▶ _Work to do_
Transcribe the listing in full, excluding any pictures.

▶ _Given material_
________________________
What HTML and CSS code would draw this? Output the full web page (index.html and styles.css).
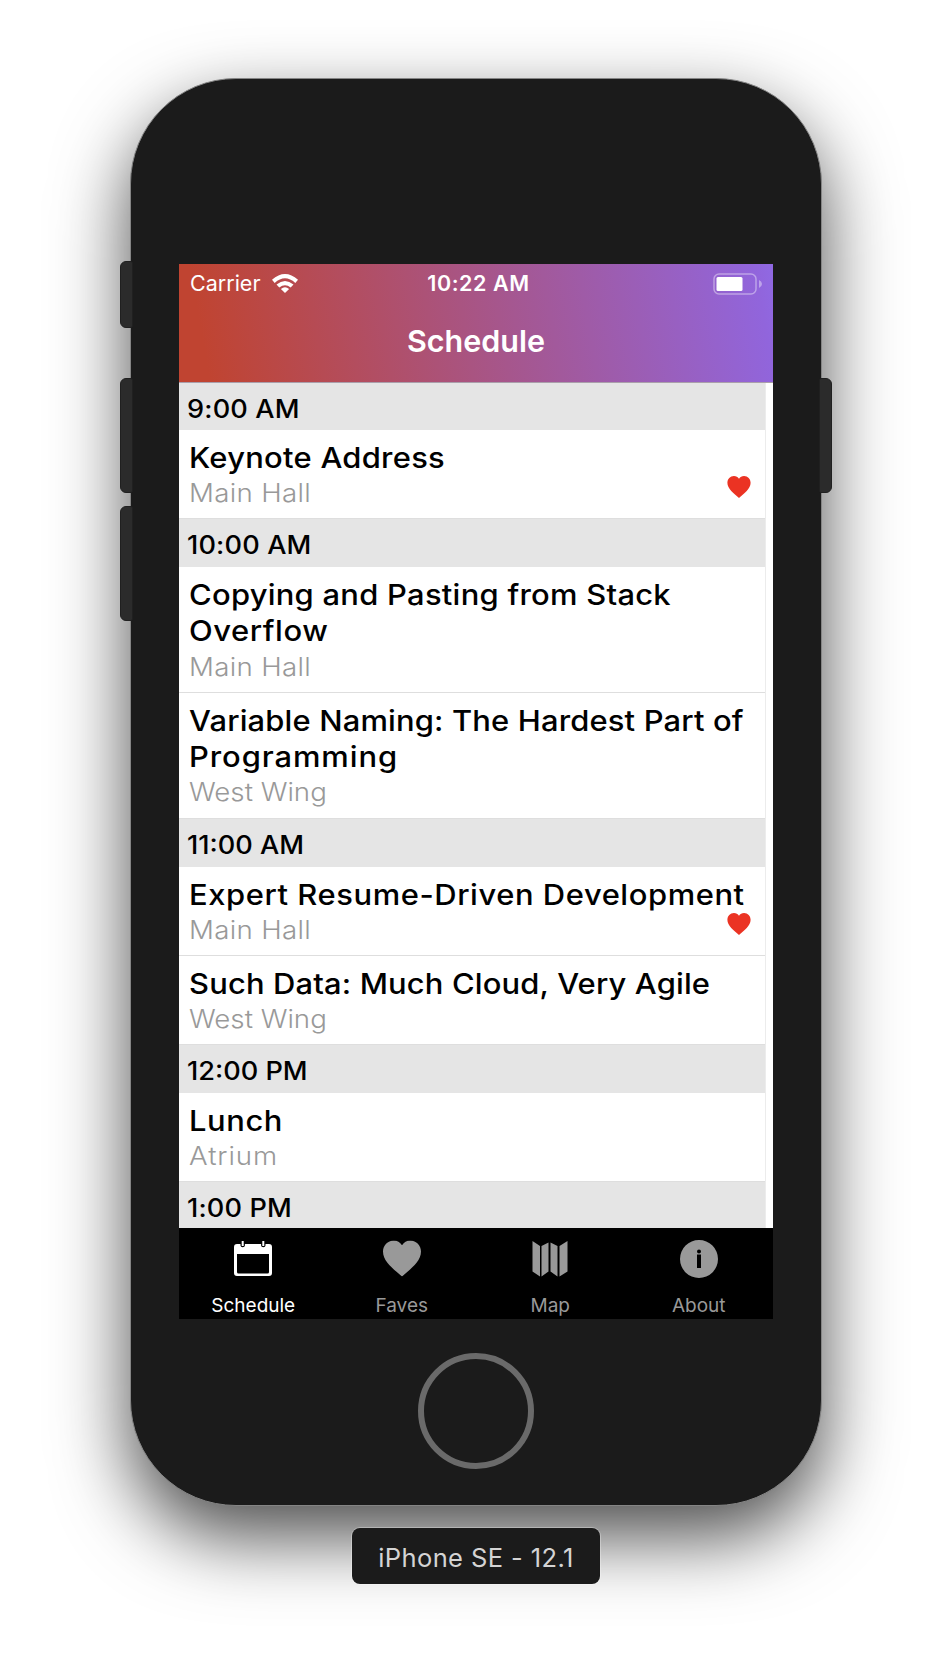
FILE: index.html
```html
<!DOCTYPE html>
<html lang="en">
<head>
<meta charset="utf-8">
<title>Schedule</title>
<link rel="stylesheet" href="styles.css">
</head>
<body>
<svg class="defs" width="0" height="0"><defs>
<symbol id="heart" viewBox="0 0 38 36"><path d="M19 4.700C17 1.600 14.300 0 10.800 0C4.600 0 0 5 0 11C0 21 10.500 28.500 19 36C27.500 28.500 38 21 38 11C38 5 33.400 0 27.200 0C23.700 0 21 1.600 19 4.700Z"/></symbol>
</defs></svg>
<main class="stage">
<div class="phone">
<i class="key key-mute"></i><i class="key key-up"></i><i class="key key-down"></i><i class="key key-power"></i>
<div class="screen">
<header class="top">
<div class="status">
<div class="carrier"><span>Carrier</span>
<svg class="wifi" viewBox="0 0 26 19"><path d="M0 5.800Q13-5.800 26 5.800L23.300 8.900Q13-.4 2.700 8.900ZM4.500 10.600Q13 3.200 21.500 10.600L18.700 13.500Q13 8.900 7.300 13.500ZM8.900 15Q13 11.700 17.100 15L13 19Z"/></svg></div>
<b class="clock">10:22 AM</b>
<svg class="battery" viewBox="0 0 50 22"><rect class="shell" x="1" y="1" width="42" height="20" rx="5"/><rect x="3.500" y="4" width="26" height="14" rx="1.500"/><path class="nub" d="M46 7Q49 8.500 49 11Q49 13.500 46 15Z"/></svg>
</div>
<h1>Schedule</h1>
</header>
<section class="list">
<h2><span>9:00 AM</span></h2>
<article><h3>Keynote Address</h3><p>Main Hall</p><svg class="fave"><use href="#heart"/></svg></article>
<h2><span>10:00 AM</span></h2>
<article><h3>Copying and Pasting from Stack<br><span class="open">Overflow</span></h3><p>Main Hall</p></article>
<article><h3><span class="snug">Variable Naming: The Hardest Part of</span><br><span class="wide">Programming</span></h3><p class="tight">West Wing</p></article>
<h2 class="tight"><span>11:00 AM</span></h2>
<article><h3 class="open">Expert Resume-Driven Development</h3><p>Main Hall</p><svg class="fave"><use href="#heart"/></svg></article>
<article><h3 class="snug">Such Data: Much Cloud, Very Agile</h3><p class="tight">West Wing</p></article>
<h2 class="tight"><span>12:00 PM</span></h2>
<article><h3 class="open">Lunch</h3><p class="wide">Atrium</p></article>
<h2><span>1:00 PM</span></h2>
</section>
<nav class="tabs">
<a class="tab active"><svg viewBox="0 0 38 38"><path fill-rule="evenodd" d="M3 4H6.500V5.500Q6.500 7.300 8.700 7.300T10.900 5.500V4H27.100V5.500Q27.100 7.300 29.300 7.300T31.500 5.500V4H35Q38 4 38 7V33Q38 36 35 36H3Q0 36 0 33V7Q0 4 3 4ZM3 14V32Q3 33.500 4.500 33.500H33.500Q35 33.500 35 32V14Z"/><path d="M7.700 1H9.700V6H7.700ZM28.300 1H30.300V6H28.300Z"/></svg><span>Schedule</span></a>
<a class="tab"><svg viewBox="0 -.5 38 38"><use href="#heart" width="38" height="36"/></svg><span>Faves</span></a>
<a class="tab"><svg viewBox="0 0 38 38"><path d="M1.500 1L9 6V36.500L1.500 31.500ZM10.500 6L17.500 2.500V31.500L10.500 36.500ZM19.500 2.500L26.500 6V36.500L19.500 31.500ZM28.500 6L36.500 1V31.500L28.500 36.500Z"/></svg><span>Map</span></a>
<a class="tab"><svg viewBox="0 0 38 38"><path fill-rule="evenodd" d="M19 0A19 19 0 1 0 19 38A19 19 0 1 0 19 0ZM17 14.500H21V28H17ZM19 9.400A2 2 0 1 1 19 13.400A2 2 0 1 1 19 9.400Z"/></svg><span>About</span></a>
</nav>
</div>
<div class="home"></div>
</div>
<div class="device">iPhone SE - 12.1</div>
</main>
</body>
</html>
```
FILE: styles.css
```css
* { box-sizing: border-box; }
body { margin: 0; background: #fff; font-family: Inter, "Liberation Sans", sans-serif; }
.defs { position: absolute; }
.stage { width: 952px; height: 1656px; padding-top: 78px; overflow: hidden; display: flex; flex-direction: column; align-items: center; }
.phone { position: relative; width: 692px; height: 1428px; flex: none; padding-top: 185px; display: flex; flex-direction: column; align-items: center; background: #1b1b1b; border: 1px solid #858585; border-radius: 106px; box-shadow: 0 31px 74px rgba(0,0,0,.7); }
.key { position: absolute; width: 13px; background: #2b2b2b; border: 1px solid #202020; border-radius: 6px 2px 2px 6px; left: -11px; }
.key-mute { top: 182px; height: 67px; }
.key-up { top: 299px; height: 115px; }
.key-down { top: 427px; height: 115px; }
.key-power { top: 299px; height: 115px; left: auto; right: -11px; border-radius: 2px 6px 6px 2px; }
.screen { width: 594px; height: 1055px; flex: none; background: #fff; display: flex; flex-direction: column; overflow: hidden; }
.top { height: 119px; flex: none; color: #fff; background: linear-gradient(80deg, #c04431 0%, #c04431 5%, #a95481 48%, #9165dc 97%, #9069e3 100%); border-bottom: 1px solid #aa9fab; }
.status { height: 39px; padding: 0 10px 0 11px; display: grid; grid-template-columns: 1fr auto 1fr; align-items: center; font-size: 21.500px; line-height: 39px; }
.carrier { display: flex; align-items: center; gap: 12px; }
.wifi { width: 26px; height: 19px; fill: #fff; }
.clock { font-weight: 600; letter-spacing: .6px; margin-left: 4px; }
.battery { width: 50px; height: 22px; fill: #fff; justify-self: end; }
.battery .shell { fill: none; stroke: #fff; stroke-opacity: .4; stroke-width: 1.500px; }
.battery .nub { fill-opacity: .4; }
h1, h2, h3, p { margin: 0; white-space: nowrap; }
h1 { font-size: 30.500px; font-weight: 600; line-height: 76px; text-align: center; }
.list { height: 845px; flex: none; width: 587px; overflow: hidden; border-right: 1px solid #ececec; }
h2 { height: 48px; padding-left: 8px; font-size: 25px; font-weight: 500; line-height: 53px; letter-spacing: .150px; background: #e5e5e5; }
h2:first-child { height: 47px; }
h2 span, h3, p { transform: scaleX(1.085); transform-origin: left; }
h2 span { display: inline-block; }
article { position: relative; height: 89px; padding: 10px 0 0 10px; border-bottom: 1px solid #dedede; }
article:has(br) { height: 125.900px; }
h3 { font-size: 28.500px; font-weight: 500; line-height: 36.300px; letter-spacing: .240px; }
p { font-size: 25.500px; font-weight: 300; line-height: 33px; letter-spacing: .280px; color: #999; }
.tight { letter-spacing: 0; }
.snug { letter-spacing: .140px; }
.open { letter-spacing: .520px; }
.wide { letter-spacing: .850px; }
.fave { position: absolute; width: 24px; height: 22px; right: 14px; top: 46px; fill: #eb3323; }
.tabs { height: 91px; flex: none; background: #000; display: grid; grid-template-columns: repeat(4, 1fr); }
.tab { color: #999; fill: #999; display: flex; flex-direction: column; align-items: center; padding-top: 12px; gap: 15px; font-size: 19px; line-height: 26px; }
.tab svg { width: 38px; height: 38px; }
.active { color: #fff; fill: #fff; }
.home { width: 116px; height: 116px; flex: none; margin-top: 34px; border: 6px solid #6a6a6a; border-radius: 50%; }
.device { width: 248px; height: 56px; flex: none; margin-top: 22px; position: relative; border-radius: 8px; background: #1b1b1b; color: #d4d4d4; text-align: center; font-size: 25.500px; line-height: 59px; letter-spacing: .4px; box-shadow: 0 0 0 1px rgba(255,255,255,.3); }
```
________________________
▶ _Completed exercise_
What HTML and CSS code would draw this? Output the full web page (index.html and styles.css).
FILE: index.html
```html
<!DOCTYPE html>
<html lang="en">
<head>
<meta charset="utf-8">
<title>Schedule</title>
<link rel="stylesheet" href="styles.css">
</head>
<body>
<svg class="defs" width="0" height="0"><defs>
<symbol id="heart" viewBox="0 0 38 36"><path d="M19 4.700C17 1.600 14.300 0 10.800 0C4.600 0 0 5 0 11C0 21 10.500 28.500 19 36C27.500 28.500 38 21 38 11C38 5 33.400 0 27.200 0C23.700 0 21 1.600 19 4.700Z"/></symbol>
</defs></svg>
<main class="stage">
<div class="phone">
<i class="key key-mute"></i><i class="key key-up"></i><i class="key key-down"></i><i class="key key-power"></i>
<div class="screen">
<header class="top">
<div class="status">
<div class="carrier"><span>Carrier</span>
<svg class="wifi" viewBox="0 0 26 19"><path d="M0 5.800Q13-5.800 26 5.800L23.300 8.900Q13-.4 2.700 8.900ZM4.500 10.600Q13 3.200 21.500 10.600L18.700 13.500Q13 8.900 7.300 13.500ZM8.900 15Q13 11.700 17.100 15L13 19Z"/></svg></div>
<b class="clock">10:22 AM</b>
<svg class="battery" viewBox="0 0 50 22"><rect class="shell" x="1" y="1" width="42" height="20" rx="5"/><rect x="3.500" y="4" width="26" height="14" rx="1.500"/><path class="nub" d="M46 7Q49 8.500 49 11Q49 13.500 46 15Z"/></svg>
</div>
<h1>Schedule</h1>
</header>
<section class="list">
<h2><span>9:00 AM</span></h2>
<article><h3>Keynote Address</h3><p>Main Hall</p><svg class="fave"><use href="#heart"/></svg></article>
<h2><span>10:00 AM</span></h2>
<article><h3>Copying and Pasting from Stack<br><span class="open">Overflow</span></h3><p>Main Hall</p></article>
<article><h3><span class="snug">Variable Naming: The Hardest Part of</span><br><span class="wide">Programming</span></h3><p class="tight">West Wing</p></article>
<h2 class="tight"><span>11:00 AM</span></h2>
<article><h3 class="open">Expert Resume-Driven Development</h3><p>Main Hall</p><svg class="fave"><use href="#heart"/></svg></article>
<article><h3 class="snug">Such Data: Much Cloud, Very Agile</h3><p class="tight">West Wing</p></article>
<h2 class="tight"><span>12:00 PM</span></h2>
<article><h3 class="open">Lunch</h3><p class="wide">Atrium</p></article>
<h2><span>1:00 PM</span></h2>
</section>
<nav class="tabs">
<a class="tab active"><svg viewBox="0 0 38 38"><path fill-rule="evenodd" d="M3 4H6.500V5.500Q6.500 7.300 8.700 7.300T10.900 5.500V4H27.100V5.500Q27.100 7.300 29.300 7.300T31.500 5.500V4H35Q38 4 38 7V33Q38 36 35 36H3Q0 36 0 33V7Q0 4 3 4ZM3 14V32Q3 33.500 4.500 33.500H33.500Q35 33.500 35 32V14Z"/><path d="M7.700 1H9.700V6H7.700ZM28.300 1H30.300V6H28.300Z"/></svg><span>Schedule</span></a>
<a class="tab"><svg viewBox="0 -.5 38 38"><use href="#heart" width="38" height="36"/></svg><span>Faves</span></a>
<a class="tab"><svg viewBox="0 0 38 38"><path d="M1.500 1L9 6V36.500L1.500 31.500ZM10.500 6L17.500 2.500V31.500L10.500 36.500ZM19.500 2.500L26.500 6V36.500L19.500 31.500ZM28.500 6L36.500 1V31.500L28.500 36.500Z"/></svg><span>Map</span></a>
<a class="tab"><svg viewBox="0 0 38 38"><path fill-rule="evenodd" d="M19 0A19 19 0 1 0 19 38A19 19 0 1 0 19 0ZM17 14.500H21V28H17ZM19 9.400A2 2 0 1 1 19 13.400A2 2 0 1 1 19 9.400Z"/></svg><span>About</span></a>
</nav>
</div>
<div class="home"></div>
</div>
<div class="device">iPhone SE - 12.1</div>
</main>
</body>
</html>
```
FILE: styles.css
```css
* { box-sizing: border-box; }
body { margin: 0; background: #fff; font-family: Inter, "Liberation Sans", sans-serif; }
.defs { position: absolute; }
.stage { width: 952px; height: 1656px; padding-top: 78px; overflow: hidden; display: flex; flex-direction: column; align-items: center; }
.phone { position: relative; width: 692px; height: 1428px; flex: none; padding-top: 185px; display: flex; flex-direction: column; align-items: center; background: #1b1b1b; border: 1px solid #858585; border-radius: 106px; box-shadow: 0 31px 74px rgba(0,0,0,.7); }
.key { position: absolute; width: 13px; background: #2b2b2b; border: 1px solid #202020; border-radius: 6px 2px 2px 6px; left: -11px; }
.key-mute { top: 182px; height: 67px; }
.key-up { top: 299px; height: 115px; }
.key-down { top: 427px; height: 115px; }
.key-power { top: 299px; height: 115px; left: auto; right: -11px; border-radius: 2px 6px 6px 2px; }
.screen { width: 594px; height: 1055px; flex: none; background: #fff; display: flex; flex-direction: column; overflow: hidden; }
.top { height: 119px; flex: none; color: #fff; background: linear-gradient(80deg, #c04431 0%, #c04431 5%, #a95481 48%, #9165dc 97%, #9069e3 100%); border-bottom: 1px solid #aa9fab; }
.status { height: 39px; padding: 0 10px 0 11px; display: grid; grid-template-columns: 1fr auto 1fr; align-items: center; font-size: 21.500px; line-height: 39px; }
.carrier { display: flex; align-items: center; gap: 12px; }
.wifi { width: 26px; height: 19px; fill: #fff; }
.clock { font-weight: 600; letter-spacing: .6px; margin-left: 4px; }
.battery { width: 50px; height: 22px; fill: #fff; justify-self: end; }
.battery .shell { fill: none; stroke: #fff; stroke-opacity: .4; stroke-width: 1.500px; }
.battery .nub { fill-opacity: .4; }
h1, h2, h3, p { margin: 0; white-space: nowrap; }
h1 { font-size: 30.500px; font-weight: 600; line-height: 76px; text-align: center; }
.list { height: 845px; flex: none; width: 587px; overflow: hidden; border-right: 1px solid #ececec; }
h2 { height: 48px; padding-left: 8px; font-size: 25px; font-weight: 500; line-height: 53px; letter-spacing: .150px; background: #e5e5e5; }
h2:first-child { height: 47px; }
h2 span, h3, p { transform: scaleX(1.085); transform-origin: left; }
h2 span { display: inline-block; }
article { position: relative; height: 89px; padding: 10px 0 0 10px; border-bottom: 1px solid #dedede; }
article:has(br) { height: 125.900px; }
h3 { font-size: 28.500px; font-weight: 500; line-height: 36.300px; letter-spacing: .240px; }
p { font-size: 25.500px; font-weight: 300; line-height: 33px; letter-spacing: .280px; color: #999; }
.tight { letter-spacing: 0; }
.snug { letter-spacing: .140px; }
.open { letter-spacing: .520px; }
.wide { letter-spacing: .850px; }
.fave { position: absolute; width: 24px; height: 22px; right: 14px; top: 46px; fill: #eb3323; }
.tabs { height: 91px; flex: none; background: #000; display: grid; grid-template-columns: repeat(4, 1fr); }
.tab { color: #999; fill: #999; display: flex; flex-direction: column; align-items: center; padding-top: 12px; gap: 15px; font-size: 19px; line-height: 26px; }
.tab svg { width: 38px; height: 38px; }
.active { color: #fff; fill: #fff; }
.home { width: 116px; height: 116px; flex: none; margin-top: 34px; border: 6px solid #6a6a6a; border-radius: 50%; }
.device { width: 248px; height: 56px; flex: none; margin-top: 22px; position: relative; border-radius: 8px; background: #1b1b1b; color: #d4d4d4; text-align: center; font-size: 25.500px; line-height: 59px; letter-spacing: .4px; box-shadow: 0 0 0 1px rgba(255,255,255,.3); }
```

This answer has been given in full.